** Raw data **

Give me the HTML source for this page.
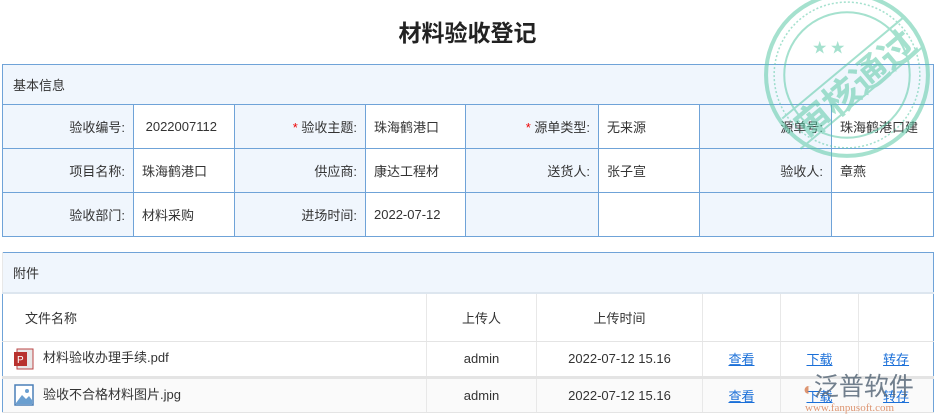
<!DOCTYPE html>
<html><head><meta charset="utf-8"><style>
body{margin:0;width:935px;height:420px;background:#fff;font-family:"Liberation Sans","Noto Sans CJK SC",sans-serif;font-size:13px;color:#333;position:relative;overflow:hidden}
.t{position:absolute;left:0;top:14px;width:935px;text-align:center;font-size:23px;font-weight:bold;color:#222}
table{border-collapse:collapse;position:absolute;table-layout:fixed}
#a{left:2px;top:64px;width:931px}
#a td{border:1px solid #6fa3d8;height:43px;padding:0 8px}
#a td.l{background:#f0f6fd;text-align:right;color:#333}
#a td.h{background:#f0f6fd;height:39px;padding-left:10px}
.r{color:#e00}
#b{left:2px;top:252px;width:931px;border:1px solid #6fa3d8}
#b td{border-bottom:1px solid #e4e4e4;border-left:1px solid #e8e8e8;text-align:center;padding:0}
#b td.h{background:#f0f6fd;height:39px;text-align:left;padding-left:10px;border-bottom:2px solid #dde6ef}
a{color:#1a6fd8;text-decoration:underline}
.ic{display:inline-block;vertical-align:middle;margin-right:8px}
</style></head><body>
<div class="t">材料验收登记</div>
<table id="a">
<colgroup><col style="width:131px"><col style="width:101px"><col style="width:131px"><col style="width:100px"><col style="width:133px"><col style="width:101px"><col style="width:132px"><col style="width:102px"></colgroup>
<tr><td class="h" colspan="8">基本信息</td></tr>
<tr><td class="l">验收编号:</td><td>&nbsp;2022007112</td><td class="l"><span class="r">*</span> 验收主题:</td><td>珠海鹤港口</td><td class="l"><span class="r">*</span> 源单类型:</td><td>无来源</td><td class="l">源单号:</td><td style="white-space:nowrap;overflow:hidden;padding-right:0">珠海鹤港口建</td></tr>
<tr><td class="l">项目名称:</td><td>珠海鹤港口</td><td class="l">供应商:</td><td>康达工程材</td><td class="l">送货人:</td><td>张子宣</td><td class="l">验收人:</td><td>章燕</td></tr>
<tr><td class="l">验收部门:</td><td>材料采购</td><td class="l">进场时间:</td><td>2022-07-12</td><td class="l"></td><td></td><td class="l"></td><td></td></tr>
</table>
<table id="b">
<colgroup><col style="width:424px"><col style="width:110px"><col style="width:166px"><col style="width:78px"><col style="width:78px"><col style="width:75px"></colgroup>
<tr><td class="h" colspan="6">附件</td></tr>
<tr style="height:48px"><td style="text-align:left;padding-left:22px;border-left:0">文件名称</td><td>上传人</td><td>上传时间</td><td></td><td></td><td></td></tr>
<tr style="height:36px;border-bottom:3px solid #e4e4e4"><td style="text-align:left;padding-left:10px;border-left:0"><svg class="ic" width="22" height="22" viewBox="0 0 22 22"><rect x="4" y="1" width="16" height="20" fill="#e8e8e8" stroke="#b44"/><rect x="1" y="4" width="13" height="14" fill="#b8322e"/><text x="4" y="15" font-size="10" fill="#fff" font-family="Liberation Sans">P</text></svg>材料验收办理手续.pdf</td><td>admin</td><td>2022-07-12 15.16</td><td><a>查看</a></td><td><a>下载</a></td><td><a>转存</a></td></tr>
<tr style="height:35px;background:#fafafa"><td style="text-align:left;padding-left:10px;border-left:0"><svg class="ic" width="22" height="22" viewBox="0 0 22 22"><rect x="2" y="1" width="18" height="20" fill="#fff" stroke="#4a7fb8" stroke-width="1.5"/><path d="M3 19 L9 11 L13 15 L16 12 L19 16 V20 H3Z" fill="#6a9fd0"/><circle cx="14" cy="7" r="2" fill="#6a9fd0"/></svg>验收不合格材料图片.jpg</td><td>admin</td><td>2022-07-12 15.16</td><td><a>查看</a></td><td><a>下载</a></td><td><a>转存</a></td></tr>
</table>
<svg style="position:absolute;left:762px;top:-8px" width="172" height="172" viewBox="0 0 170 170" opacity="0.55">
<g fill="none" stroke="#5cc9a7"><circle cx="84" cy="82" r="80" stroke-width="4"/><circle cx="84" cy="82" r="72" stroke-width="1.5" stroke-dasharray="2 2"/><circle cx="84" cy="82" r="62" stroke-width="2"/>
<line x1="20" y1="125" x2="140" y2="25" stroke-width="2"/><line x1="38" y1="155" x2="158" y2="55" stroke-width="2"/></g>
<text x="84" y="108" transform="rotate(-40 84 82)" text-anchor="middle" font-size="36" font-weight="bold" fill="#5cc9a7" font-family="Noto Sans CJK SC,sans-serif">审核通过</text>
<text x="50" y="60" fill="#5cc9a7" font-size="14">★ ★</text>
</svg>
<div style="position:absolute;left:803px;top:374px;width:132px;color:#5a6a7a;opacity:0.85">
<div style="font-size:25px;line-height:26px;letter-spacing:0px;white-space:nowrap"><span style="color:#d9845a;font-size:18px">◐</span>泛普软件</div>
<div style="font-size:11px;color:#d9845a;font-family:'Liberation Serif',serif;margin-left:2px;white-space:nowrap">www.fanpusoft.com</div></div>
</body></html>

** Problem description **
Copy out all of the material exactly as written, without its pictures.

** Worked answer **
Give me the HTML source for this page.
<!DOCTYPE html>
<html><head><meta charset="utf-8"><style>
body{margin:0;width:935px;height:420px;background:#fff;font-family:"Liberation Sans","Noto Sans CJK SC",sans-serif;font-size:13px;color:#333;position:relative;overflow:hidden}
.t{position:absolute;left:0;top:14px;width:935px;text-align:center;font-size:23px;font-weight:bold;color:#222}
table{border-collapse:collapse;position:absolute;table-layout:fixed}
#a{left:2px;top:64px;width:931px}
#a td{border:1px solid #6fa3d8;height:43px;padding:0 8px}
#a td.l{background:#f0f6fd;text-align:right;color:#333}
#a td.h{background:#f0f6fd;height:39px;padding-left:10px}
.r{color:#e00}
#b{left:2px;top:252px;width:931px;border:1px solid #6fa3d8}
#b td{border-bottom:1px solid #e4e4e4;border-left:1px solid #e8e8e8;text-align:center;padding:0}
#b td.h{background:#f0f6fd;height:39px;text-align:left;padding-left:10px;border-bottom:2px solid #dde6ef}
a{color:#1a6fd8;text-decoration:underline}
.ic{display:inline-block;vertical-align:middle;margin-right:8px}
</style></head><body>
<div class="t">材料验收登记</div>
<table id="a">
<colgroup><col style="width:131px"><col style="width:101px"><col style="width:131px"><col style="width:100px"><col style="width:133px"><col style="width:101px"><col style="width:132px"><col style="width:102px"></colgroup>
<tr><td class="h" colspan="8">基本信息</td></tr>
<tr><td class="l">验收编号:</td><td>&nbsp;2022007112</td><td class="l"><span class="r">*</span> 验收主题:</td><td>珠海鹤港口</td><td class="l"><span class="r">*</span> 源单类型:</td><td>无来源</td><td class="l">源单号:</td><td style="white-space:nowrap;overflow:hidden;padding-right:0">珠海鹤港口建</td></tr>
<tr><td class="l">项目名称:</td><td>珠海鹤港口</td><td class="l">供应商:</td><td>康达工程材</td><td class="l">送货人:</td><td>张子宣</td><td class="l">验收人:</td><td>章燕</td></tr>
<tr><td class="l">验收部门:</td><td>材料采购</td><td class="l">进场时间:</td><td>2022-07-12</td><td class="l"></td><td></td><td class="l"></td><td></td></tr>
</table>
<table id="b">
<colgroup><col style="width:424px"><col style="width:110px"><col style="width:166px"><col style="width:78px"><col style="width:78px"><col style="width:75px"></colgroup>
<tr><td class="h" colspan="6">附件</td></tr>
<tr style="height:48px"><td style="text-align:left;padding-left:22px;border-left:0">文件名称</td><td>上传人</td><td>上传时间</td><td></td><td></td><td></td></tr>
<tr style="height:36px;border-bottom:3px solid #e4e4e4"><td style="text-align:left;padding-left:10px;border-left:0"><svg class="ic" width="22" height="22" viewBox="0 0 22 22"><rect x="4" y="1" width="16" height="20" fill="#e8e8e8" stroke="#b44"/><rect x="1" y="4" width="13" height="14" fill="#b8322e"/><text x="4" y="15" font-size="10" fill="#fff" font-family="Liberation Sans">P</text></svg>材料验收办理手续.pdf</td><td>admin</td><td>2022-07-12 15.16</td><td><a>查看</a></td><td><a>下载</a></td><td><a>转存</a></td></tr>
<tr style="height:35px;background:#fafafa"><td style="text-align:left;padding-left:10px;border-left:0"><svg class="ic" width="22" height="22" viewBox="0 0 22 22"><rect x="2" y="1" width="18" height="20" fill="#fff" stroke="#4a7fb8" stroke-width="1.5"/><path d="M3 19 L9 11 L13 15 L16 12 L19 16 V20 H3Z" fill="#6a9fd0"/><circle cx="14" cy="7" r="2" fill="#6a9fd0"/></svg>验收不合格材料图片.jpg</td><td>admin</td><td>2022-07-12 15.16</td><td><a>查看</a></td><td><a>下载</a></td><td><a>转存</a></td></tr>
</table>
<svg style="position:absolute;left:762px;top:-8px" width="172" height="172" viewBox="0 0 170 170" opacity="0.55">
<g fill="none" stroke="#5cc9a7"><circle cx="84" cy="82" r="80" stroke-width="4"/><circle cx="84" cy="82" r="72" stroke-width="1.5" stroke-dasharray="2 2"/><circle cx="84" cy="82" r="62" stroke-width="2"/>
<line x1="20" y1="125" x2="140" y2="25" stroke-width="2"/><line x1="38" y1="155" x2="158" y2="55" stroke-width="2"/></g>
<text x="84" y="108" transform="rotate(-40 84 82)" text-anchor="middle" font-size="36" font-weight="bold" fill="#5cc9a7" font-family="Noto Sans CJK SC,sans-serif">审核通过</text>
<text x="50" y="60" fill="#5cc9a7" font-size="14">★ ★</text>
</svg>
<div style="position:absolute;left:803px;top:374px;width:132px;color:#5a6a7a;opacity:0.85">
<div style="font-size:25px;line-height:26px;letter-spacing:0px;white-space:nowrap"><span style="color:#d9845a;font-size:18px">◐</span>泛普软件</div>
<div style="font-size:11px;color:#d9845a;font-family:'Liberation Serif',serif;margin-left:2px;white-space:nowrap">www.fanpusoft.com</div></div>
</body></html>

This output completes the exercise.